'Christianity, whose cruel emblem, the cross, has always had for me an element of the monstrous, brought something alien and hostile into nature and its innocent instincts...The battle of the spirit with the senses is the gospel of modern man. I do not care to have a share in it.'
'...furs have a stimulating effect on all highly organized natures. This is due both to general and natural laws. It is a physical stimulus which sets you tingling, and no one can wholly
escape it. Science has recently shown a certain relationship between electricity and warmth; at any rate, their effects upon the human organism are related. The torrid zone produces more passionate characters, a heated atmosphere stimulation. Likewise with electricity.
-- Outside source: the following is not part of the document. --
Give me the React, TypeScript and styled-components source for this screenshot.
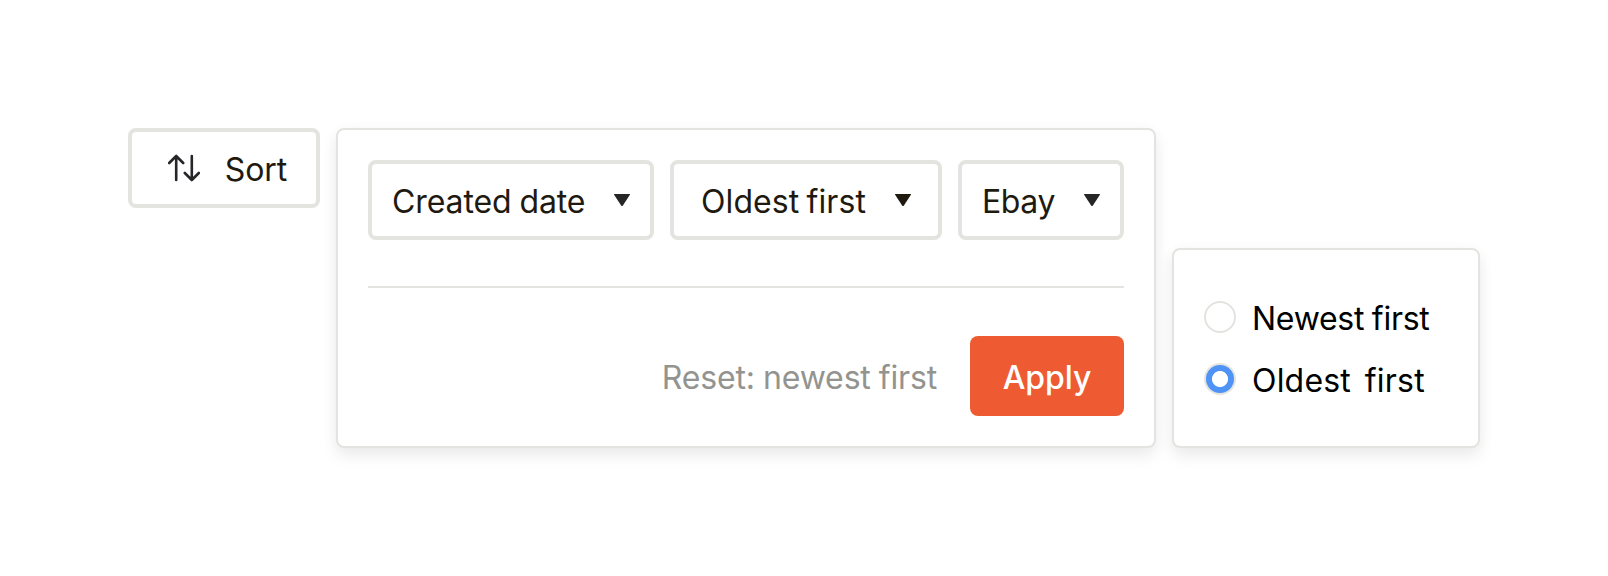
import React from 'react';
import styled, { createGlobalStyle } from 'styled-components';

const line = '#e3e4df';
const ink = '#1e1a10';

const GlobalStyle = createGlobalStyle`
  *, *::before, *::after { box-sizing: border-box; }
  body { margin: 0; background: #fff; }
`;

const Page = styled.main`
  display: flex;
  align-items: flex-start;
  gap: 16px;
  width: 1608px;
  height: 576px;
  padding: 128px;
  font-family: Inter, "Liberation Sans", sans-serif;
  font-size: 32px;
  line-height: 40px;
  color: ${ink};
`;

const Label = styled.span<{ $tracking?: number; $wordGap?: number }>`
  display: block;
  padding-top: 4px;
  white-space: pre;
  letter-spacing: ${({ $tracking = 0 }) => $tracking}px;
  word-spacing: ${({ $wordGap = 0 }) => $wordGap}px;
`;

const OutlineButton = styled.button<{ $width: number; $inset: number; $trail: number }>`
  display: flex;
  align-items: center;
  justify-content: space-between;
  flex: none;
  width: ${({ $width }) => $width}px;
  height: 80px;
  padding: 0 ${({ $trail }) => $trail}px 0 ${({ $inset }) => $inset}px;
  border: 4px solid ${line};
  border-radius: 8px;
  background: #fff;
  color: inherit;
  font: inherit;
`;

const Panel = styled.section`
  border: 2px solid ${line};
  border-radius: 8px;
  background: #fff;
  box-shadow: 0 8px 16px rgba(0, 0, 0, 0.08), 0 0 16px rgba(0, 0, 0, 0.02);
`;

const SortPanel = styled(Panel)`
  flex: none;
  width: 820px;
  height: 320px;
  padding: 30px;
`;

const Selects = styled.div`
  display: flex;
  gap: 16px;
`;

const Divider = styled.hr`
  height: 2px;
  margin: 46px 0 48px;
  border: 0;
  background: ${line};
`;

const Actions = styled.div`
  display: flex;
  align-items: center;
  justify-content: flex-end;
  gap: 33px;
`;

const ResetButton = styled.button`
  padding: 0;
  border: 0;
  background: none;
  color: #93938f;
  font: inherit;
`;

const ApplyButton = styled.button`
  width: 154px;
  height: 80px;
  padding: 0;
  border: 0;
  border-radius: 8px;
  background: #ee5a32;
  color: #fff;
  font: inherit;
  font-weight: 500;
`;

const OrderPanel = styled(Panel)`
  display: flex;
  flex-direction: column;
  gap: 30px;
  width: 308px;
  height: 200px;
  margin-top: 120px;
  padding: 51px 30px 0;
`;

const Option = styled.div`
  display: flex;
  align-items: center;
  gap: 16px;
  height: 32px;
  color: #000;
`;

const Radio = styled.span<{ $checked?: boolean }>`
  flex: none;
  width: 32px;
  height: 32px;
  border: 2px solid ${line};
  border-radius: 50%;
  background: ${({ $checked }) =>
    $checked ? 'radial-gradient(circle, #fff 7.6px, #4f93f7 8.4px)' : '#fff'};
`;

const SortIcon = () => (
  <svg width="32" height="28" viewBox="0 0 32 28" fill="none" stroke="#26262a" strokeWidth="2.6" strokeLinecap="round" strokeLinejoin="round">
    <path d="M8.2 26V2M1.2 9l7-7 7 7M23.8 2v24M16.8 19l7 7 7-7" />
  </svg>
);

const Caret = ({ color = '#262626' }: { color?: string }) => (
  <svg width="16" height="12" viewBox="0 0 16 12">
    <path d="M0.5 0h15q.8 0 .4.8L8.9 11.4q-.9 1.2-1.8 0L.1.8Q-.3 0 .5 0z" fill={color} />
  </svg>
);

export default function App() {
  return (
    <>
      <GlobalStyle />
      <Page>
        <OutlineButton $width={192} $inset={36} $trail={29}>
          <SortIcon />
          <Label $tracking={-0.15}>Sort</Label>
        </OutlineButton>

        <SortPanel>
          <Selects>
            <OutlineButton $width={286} $inset={20} $trail={20}>
              <Label $tracking={-0.1} $wordGap={-1}>Created date</Label>
              <Caret />
            </OutlineButton>
            <OutlineButton $width={272} $inset={27} $trail={27}>
              <Label $tracking={0.1} $wordGap={-2}>Oldest first</Label>
              <Caret color={ink} />
            </OutlineButton>
            <OutlineButton $width={166} $inset={20} $trail={20}>
              <Label $tracking={-0.4}>Ebay</Label>
              <Caret />
            </OutlineButton>
          </Selects>
          <Divider />
          <Actions>
            <ResetButton>
              <Label $tracking={-0.15} $wordGap={-0.8}>Reset: newest first</Label>
            </ResetButton>
            <ApplyButton>
              <Label $tracking={-0.1}>Apply</Label>
            </ApplyButton>
          </Actions>
        </SortPanel>

        <OrderPanel>
          <Option>
            <Radio />
            <Label $tracking={-0.28} $wordGap={-1}>Newest first</Label>
          </Option>
          <Option>
            <Radio $checked />
            <Label $tracking={0.2} $wordGap={-2.3}>Oldest  first</Label>
          </Option>
        </OrderPanel>
      </Page>
    </>
  );
}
This is the reason why the presence of cats exercises such a magic influence upon highly-organized men of intellect. This is why these long-tailed Graces of the animal kingdom, these adorable, scintillating electric batteries have been the favorite animal of a Mahommed, Cardinal Richelieu, Crebillon, Rousseau, Wieland.'
'...woman, as nature has created her and as man is at present educating her, is his enemy. She can only be his slave or his despot, but never his companion. This she can become only when she has the same rights as he, and is his equal in education and work.'
- Leopold von Sacher-Masoch, all from 'Venus In Furs'.
I'm not sure how aware Leo was of the implications of that last passage. Was he, or wasn't he, foreshadowing aspects of feminism? (It wouldn't precisely be a strict chronological foreshadowing, I realise that.)
(Yes, my plan to become preternaturally well-read proceeds apace.)